Campo Grande, 25 de junho de 2024
Por: Eduardo Correia Pracz
Esse texto não tem por objetivo discutir a legalidade, a moralidade, os aspectos sociais ou minha posição pessoal a respeito do aborto, é um texto sobre politica criminal, escrito por um advogado que a vive diariamente. No tempo em que reina a ignorância é sempre imprescindível fazer esses esclarecimentos iniciais.
Como criminalista uma frequente dificuldade inerente à profissão é tentar demonstrar para um cliente toda a falta de racionalidade do sistema. É buscar explicar a uma pessoa presa o motivo pelo qual ela está encarcerada por algo “nem tão grave”, enquanto ela viu alguém que praticou algo pior saindo pela porta da frente da carceragem. Missão muitas vezes impossível que nos levam a respostas como “creia ou não creia, mas é a nossa justiça” ou “cada caso é um caso”.
E no reinado dos ignorantes que não se limitam a um espectro político, todos os dias ficamos cada vez mais impressionados com a capacidade dos nossos parlamentares em tornar a Justiça Criminal cada vez mais desordenada.
O projeto de Lei 1904/24 de autoria do Deputado Sóstenes Cavalcante, equipara as penas do crime de aborto que atualmente é de 1 a 3 anos de detenção, ao do delito de homicidio simples (6 a 20 anos). Além disso, também retira a hipótese de aborto legal, praticado pelas vítimas de estupro caso o feto tenha completado 22 semanas.

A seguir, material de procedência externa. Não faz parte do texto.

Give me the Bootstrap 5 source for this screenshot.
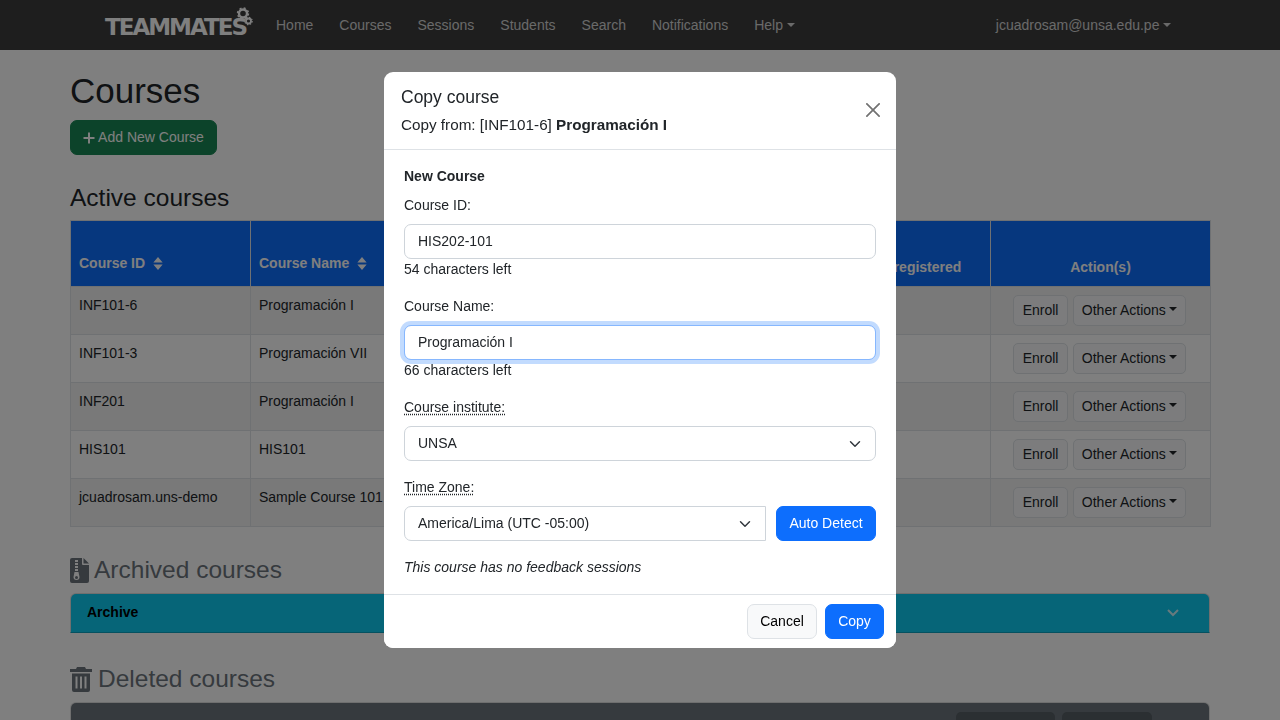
<!DOCTYPE html>
<html lang="en">
<head>
<meta charset="utf-8">
<title>TEAMMATES - Courses</title>
<link href="https://cdn.jsdelivr.net/npm/bootstrap@5.3.0/dist/css/bootstrap.min.css" rel="stylesheet">
<style>
html,body{height:720px;overflow:hidden}
body{font-family:"Liberation Sans",Arial,sans-serif;font-size:14px;line-height:21px;color:#212529;background:#fff}
.tm-nav{height:50px;background:#3d3d3d;padding:0}
.tm-nav-inner{width:1280px;padding:0 109px 0 105px}
.tm-brand{position:relative;font-family:"DejaVu Sans",sans-serif;font-size:23px;font-weight:700;letter-spacing:-2px;color:#fff;width:171px;line-height:55px;height:50px;flex:none}
.tm-gears{position:absolute;left:126px;top:7px;width:22px;height:22px}
.tm-link{color:rgba(255,255,255,.78);padding:0;margin-right:26px;font-size:14px;white-space:nowrap}
.tm-link.dropdown-toggle::after{vertical-align:.2em}
.tm-user{margin:0}
.tm-page{width:1140px;margin:0 auto}
.tm-h1{font-size:35px;line-height:42px;margin:20px 0 8px;font-weight:400}
.tm-add{height:35px;width:147px;font-size:14px;padding:0;border-radius:7px;display:flex;align-items:center;justify-content:center;gap:3px}
.tm-h2{font-size:24.5px;line-height:30px;font-weight:400;margin:0}
.tm-active{margin-top:28px;margin-bottom:7px}
.tm-table{table-layout:fixed;width:1140px;margin:0;border-color:#dee2e6;font-size:14px}
.tm-table th{background:#0d6efd;color:#fff;height:66px;font-weight:700;vertical-align:bottom;padding:8px;box-shadow:none;border-color:#dee2e6}
.tm-table th.tm-sort{padding-bottom:12px}
.tm-table td{height:48px;padding:8px 8px 0;vertical-align:top;line-height:21px}
.tm-table td.tm-actions{padding-right:10px}
.tm-sorticon{display:inline-block;width:10px;height:13px;margin-left:4px;vertical-align:-2px}
.tm-rowbtn{font-size:14px;height:31px;padding:0 8px;line-height:29px;background:#f8f9fa;border:1px solid #dee2e6;border-radius:5px;color:#212529}
.tm-enroll{padding:0 8.5px}
.tm-rowbtn.dropdown-toggle::after{margin-left:3px}
.tm-rowbtn+.tm-rowbtn{margin-left:1px}
.tm-sec{color:#6c757d;display:flex;align-items:center}
.tm-sec svg{flex:none}
.tm-archive-h{margin-top:28px;margin-bottom:8px;gap:5px}
.tm-bar{height:40px;display:flex;align-items:center;justify-content:space-between;padding:0 30px 0 16px;border:1px solid rgba(0,0,0,.125);border-radius:6px 6px 0 0;background-clip:padding-box}
.tm-bar-info{background-color:#0dcaf0;border-bottom-color:#0aa2c0;font-weight:700;color:#000}
.tm-bar-label{margin-top:-2px}
.tm-deleted-h{margin-top:31px;margin-bottom:8px;gap:6px}
.tm-bar-dark{background-color:#6c757d;height:60px;align-items:flex-start;padding:9px 57px 0 0;justify-content:flex-end;gap:7px}
.tm-pill{background:#565e64;color:#fff;border-radius:5px;padding:14px 10px 0;height:35px;text-align:center;display:block}
.tm-w1{width:99px}.tm-w2{width:90px}
.tm-dialog{width:512px;max-width:512px;margin:72px auto 0}
.tm-content{border:0;border-radius:9px;height:576px}
.tm-head{padding:14px 17px 15px;height:78px;align-items:center;border-bottom:1px solid #dee2e6}
.tm-title{font-size:17.5px;line-height:22px;font-weight:400;margin:0 0 6px}
.tm-from{font-size:15.25px;line-height:21px}
.tm-x{margin:0 -4px 0 0;flex:none;width:12px;height:12px;padding:4px;box-sizing:content-box;opacity:.55}
.tm-body{padding:16px 20px 0;height:444px;flex:none}
.tm-newc{font-weight:700;line-height:21px}
.tm-label{display:block;margin:8px 0;line-height:21px}
.tm-control{height:35px;font-size:14px;padding:0 13px;line-height:33px;border-color:#ced4da;border-radius:7px;color:#212529}
input.tm-control{padding-bottom:2px}
.tm-focus,.tm-focus:focus{border-color:#86b7fe;box-shadow:0 0 0 4px rgba(13,110,253,.25);outline:0}
.tm-note{line-height:21px;margin-bottom:16px}
.tm-dot{text-decoration:underline dotted #212529;text-underline-offset:2px}
.tm-field{margin-bottom:16px}
.tm-row{display:flex;gap:10px}
.tm-tz{border-radius:7px 0 0 7px}
.tm-auto{height:35px;width:100px;flex:none;font-size:14px;padding:0;border-radius:7px}
.tm-ital{font-style:italic;margin-top:16px;line-height:21px}
.tm-foot{height:54px;flex:none;border-top:1px solid #dee2e6;padding:0 12px 0 0;display:flex;justify-content:flex-end;align-items:center;gap:8px;background:#fff;border-radius:0 0 9px 9px}
.tm-foot .btn{height:35px;font-size:14px;padding:0;border-radius:7px}
.tm-cancel{width:70px;background:#f8f9fa;border-color:#dee2e6}
.tm-copy{width:59px}
</style>
</head>
<body>
<nav class="navbar tm-nav">
  <div class="d-flex align-items-center tm-nav-inner">
    <a class="text-decoration-none tm-brand" href="#">TEAMMATES
      <svg class="tm-gears" viewBox="0 0 22 22" aria-hidden="true">
        <circle cx="12" cy="6.5" r="4" fill="none" stroke="#fff" stroke-width="2.4"/>
        <circle cx="12" cy="6.5" r="5.4" fill="none" stroke="#fff" stroke-width="1.6" stroke-dasharray="2 2.25"/>
        <circle cx="17.5" cy="14" r="2.5" fill="none" stroke="#fff" stroke-width="1.8"/>
        <circle cx="17.5" cy="14" r="3.7" fill="none" stroke="#fff" stroke-width="1.2" stroke-dasharray="1.5 1.4"/>
      </svg>
    </a>
    <div class="d-flex align-items-center flex-grow-1">
      <a class="nav-link tm-link" href="#">Home</a>
      <a class="nav-link tm-link" href="#">Courses</a>
      <a class="nav-link tm-link" href="#">Sessions</a>
      <a class="nav-link tm-link" href="#">Students</a>
      <a class="nav-link tm-link" href="#">Search</a>
      <a class="nav-link tm-link" href="#">Notifications</a>
      <a class="nav-link tm-link dropdown-toggle" href="#">Help</a>
      <a class="nav-link tm-link tm-user dropdown-toggle ms-auto" href="#">jcuadrosam@unsa.edu.pe</a>
    </div>
  </div>
</nav>

<main class="tm-page">
  <h1 class="tm-h1">Courses</h1>
  <button class="btn btn-success tm-add" type="button">
    <svg width="12" height="12" viewBox="0 0 12 12" aria-hidden="true"><path d="M6 .5v11M.5 6h11" stroke="#fff" stroke-width="2" fill="none"/></svg>
    Add New Course
  </button>
  <h2 class="tm-h2 tm-active">Active courses</h2>
  <table class="table table-bordered table-striped tm-table">
    <colgroup><col style="width:180px"><col style="width:220px"><col style="width:130px"><col style="width:130px"><col style="width:136px"><col style="width:124px"><col style="width:220px"></colgroup>
    <thead>
      <tr>
        <th class="tm-sort">Course ID <svg class="tm-sorticon" viewBox="0 0 10 14"><path d="M5 0l5 6H0zM5 14L0 8h10z" fill="#fff"/></svg></th>
        <th class="tm-sort">Course Name <svg class="tm-sorticon" viewBox="0 0 10 14"><path d="M5 0l5 6H0zM5 14L0 8h10z" fill="#fff"/></svg></th>
        <th>Creation Date</th>
        <th>Enrolled</th>
        <th>Total</th>
        <th>Unregistered</th>
        <th class="text-center">Action(s)</th>
      </tr>
    </thead>
    <tbody>
      <tr><td>INF101-6</td><td>Programación I</td><td>2023</td><td>0</td><td>0</td><td>0</td><td class="text-center tm-actions"><button class="tm-rowbtn tm-enroll" type="button">Enroll</button> <button class="tm-rowbtn dropdown-toggle" type="button">Other Actions</button></td></tr>
      <tr><td>INF101-3</td><td>Programación VII</td><td>2023</td><td>0</td><td>0</td><td>0</td><td class="text-center tm-actions"><button class="tm-rowbtn tm-enroll" type="button">Enroll</button> <button class="tm-rowbtn dropdown-toggle" type="button">Other Actions</button></td></tr>
      <tr><td>INF201</td><td>Programación I</td><td>2023</td><td>0</td><td>0</td><td>0</td><td class="text-center tm-actions"><button class="tm-rowbtn tm-enroll" type="button">Enroll</button> <button class="tm-rowbtn dropdown-toggle" type="button">Other Actions</button></td></tr>
      <tr><td>HIS101</td><td>HIS101</td><td>2023</td><td>0</td><td>0</td><td>0</td><td class="text-center tm-actions"><button class="tm-rowbtn tm-enroll" type="button">Enroll</button> <button class="tm-rowbtn dropdown-toggle" type="button">Other Actions</button></td></tr>
      <tr><td>jcuadrosam.uns-demo</td><td>Sample Course 101</td><td>2023</td><td>0</td><td>0</td><td>0</td><td class="text-center tm-actions"><button class="tm-rowbtn tm-enroll" type="button">Enroll</button> <button class="tm-rowbtn dropdown-toggle" type="button">Other Actions</button></td></tr>
    </tbody>
  </table>

  <h2 class="tm-h2 tm-sec tm-archive-h">
    <svg width="19" height="25" viewBox="0 0 19 25" aria-hidden="true"><path fill-rule="evenodd" d="M2 0h10v6a1 1 0 0 0 1 1h6v16a2 2 0 0 1-2 2H2a2 2 0 0 1-2-2V2a2 2 0 0 1 2-2zM5 2v2h3V2zM5 5v2h3V5zM5 8v2h3V8zM5 11v2h3v-2zM4.500 14l-1 5a3 3 0 1 0 6 0l-1-5zM6.500 18a1.500 1.500 0 1 1 0 3 1.500 1.500 0 0 1 0-3z" fill="#6c757d"/><path d="M13.500 0l5.500 5.500h-5.500z" fill="#6c757d"/></svg>
    Archived courses
  </h2>
  <div class="tm-bar tm-bar-info">
    <span class="tm-bar-label">Archive</span>
    <svg width="12" height="8" viewBox="0 0 12 8" aria-hidden="true"><path d="M1 1l5 5 5-5" fill="none" stroke="#fff" stroke-opacity=".8" stroke-width="2"/></svg>
  </div>

  <h2 class="tm-h2 tm-sec tm-deleted-h">
    <svg width="22" height="25" viewBox="0 0 22 25" aria-hidden="true"><path fill-rule="evenodd" d="M7 0h8l1 2h6v3H0V2h6zM2 6.500h18V23a2 2 0 0 1-2 2H4a2 2 0 0 1-2-2zM5.500 9.500v12h2v-12zM10 9.500v12h2v-12zM14.500 9.500v12h2v-12z" fill="#6c757d"/></svg>
    Deleted courses
  </h2>
  <div class="tm-bar tm-bar-dark">
    <div class="tm-pill tm-w1"><span>Restore All</span></div>
    <div class="tm-pill tm-w2"><span>Delete All</span></div>
  </div>
</main>

<div class="modal-backdrop show"></div>
<div class="modal d-block" tabindex="-1" role="dialog" aria-modal="true">
  <div class="modal-dialog tm-dialog">
    <div class="modal-content tm-content">
      <div class="d-flex justify-content-between tm-head">
        <div>
          <h5 class="tm-title">Copy course</h5>
          <div class="tm-from">Copy from: [INF101-6] <strong>Programación I</strong></div>
        </div>
        <button type="button" class="btn-close tm-x" aria-label="Close"></button>
      </div>
      <div class="tm-body">
        <div class="tm-newc">New Course</div>
        <label class="tm-label">Course ID:</label>
        <input class="form-control tm-control" type="text" value="HIS202-101">
        <div class="tm-note">54 characters left</div>
        <label class="tm-label">Course Name:</label>
        <input class="form-control tm-control tm-focus" type="text" value="Programación I">
        <div class="tm-note">66 characters left</div>
        <div class="tm-field">
          <label class="tm-label"><span class="tm-dot">Course institute:</span></label>
          <select class="form-select tm-control"><option>UNSA</option></select>
        </div>
        <div>
          <label class="tm-label"><span class="tm-dot">Time Zone:</span></label>
          <div class="tm-row">
            <select class="form-select tm-control tm-tz"><option>America/Lima (UTC -05:00)</option></select>
            <button class="btn btn-primary tm-auto" type="button">Auto Detect</button>
          </div>
        </div>
        <div class="tm-ital">This course has no feedback sessions</div>
      </div>
      <div class="tm-foot">
        <button class="btn btn-light tm-cancel" type="button">Cancel</button>
        <button class="btn btn-primary tm-copy" type="button">Copy</button>
      </div>
    </div>
  </div>
</div>
<script src="https://cdn.jsdelivr.net/npm/bootstrap@5.3.0/dist/js/bootstrap.bundle.min.js"></script>
</body>
</html>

Os crimes de roubo, tráfico de pessoas, de drogas, sequestro, extorsão, organização criminosa, são crimes que à título de exemplo possuem penas mínimas menores do que a prevista no referido projeto.
Estranho? Talvez dizer que o crime de Estupro tem a pena de 6 a 10 anos de reclusão, ou seja, uma reprimenda máxima 10 anos menor daquela que o projeto pretende impor a pessoa estuprada que abortou. Talvez isso escancare a completa contradição do projeto.
Acaso o projeto venha a ser concretizado, uma mulher, vítima de estupro que venha a abortar, poderá ter a pena maior do que a do homem que a estuprou.
É um quantitativo de traumas. Primeiro a mulher é estuprada, se descobrir a gravidez tardiamente e decidir por abortar, terá o trauma do próprio aborto, posteriormente terá o trauma de responder um processo criminal, de receber uma condenação, ser encarcerada e por fim assistir o seu algoz entrando em liberdade antes dela mesma.
Eu poderia seguir aqui, discorrendo toda a hipocrisia que permeia o projeto, mas deixo o questionamento, isso é necessário, é justo, é coerente? Deixo a resposta com o leitor, penso que preciso voltar a refletir com urgência, uma resposta melhor do que “creia ou não creia, mas é a nossa justiça” para uma eventual cliente que venha a responder por esse dramático crime.